Web page code records

···

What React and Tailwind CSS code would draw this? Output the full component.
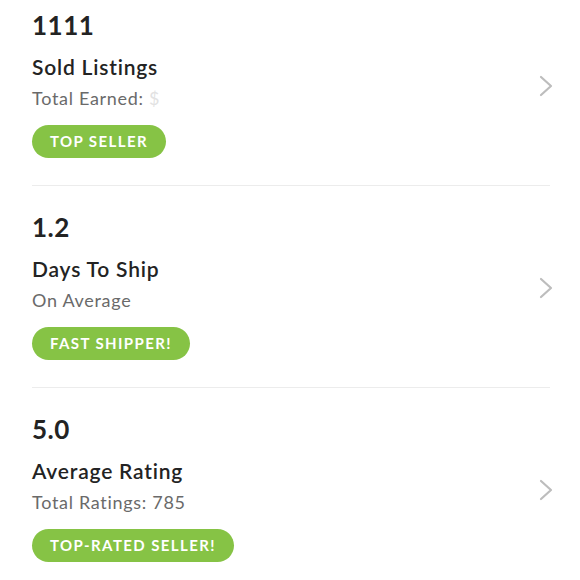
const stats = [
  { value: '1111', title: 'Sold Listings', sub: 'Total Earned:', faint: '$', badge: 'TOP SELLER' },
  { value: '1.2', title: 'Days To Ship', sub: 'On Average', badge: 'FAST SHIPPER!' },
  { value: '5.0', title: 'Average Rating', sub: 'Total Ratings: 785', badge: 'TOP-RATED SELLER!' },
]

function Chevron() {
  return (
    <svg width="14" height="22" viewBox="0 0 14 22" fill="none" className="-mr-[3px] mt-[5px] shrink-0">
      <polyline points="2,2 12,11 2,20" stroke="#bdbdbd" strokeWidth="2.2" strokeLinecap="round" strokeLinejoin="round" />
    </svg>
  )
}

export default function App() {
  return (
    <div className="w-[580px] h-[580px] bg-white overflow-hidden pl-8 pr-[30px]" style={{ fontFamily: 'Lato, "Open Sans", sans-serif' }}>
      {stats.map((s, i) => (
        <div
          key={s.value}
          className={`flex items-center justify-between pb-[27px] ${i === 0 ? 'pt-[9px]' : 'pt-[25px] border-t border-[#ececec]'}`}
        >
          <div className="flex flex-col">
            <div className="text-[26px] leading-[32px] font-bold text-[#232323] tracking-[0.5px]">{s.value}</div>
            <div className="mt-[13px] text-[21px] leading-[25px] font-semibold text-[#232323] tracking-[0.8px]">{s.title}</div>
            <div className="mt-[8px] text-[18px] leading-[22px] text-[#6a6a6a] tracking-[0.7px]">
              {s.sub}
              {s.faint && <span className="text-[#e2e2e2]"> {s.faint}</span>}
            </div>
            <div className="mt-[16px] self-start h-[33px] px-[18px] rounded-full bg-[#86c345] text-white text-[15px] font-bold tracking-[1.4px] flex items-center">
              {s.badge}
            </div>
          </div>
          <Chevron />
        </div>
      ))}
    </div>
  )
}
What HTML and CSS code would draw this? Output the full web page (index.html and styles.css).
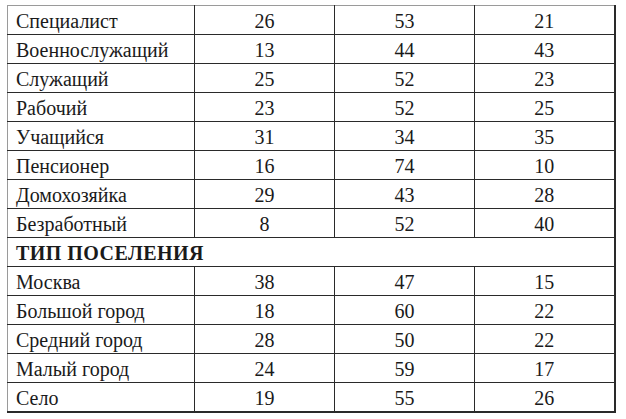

···

From the data, pick out every line that includes "would".

» **RESPONSE**
What React and Tailwind CSS code would draw this? Output the full component.
What HTML and CSS code would draw this? Output the full web page (index.html and styles.css).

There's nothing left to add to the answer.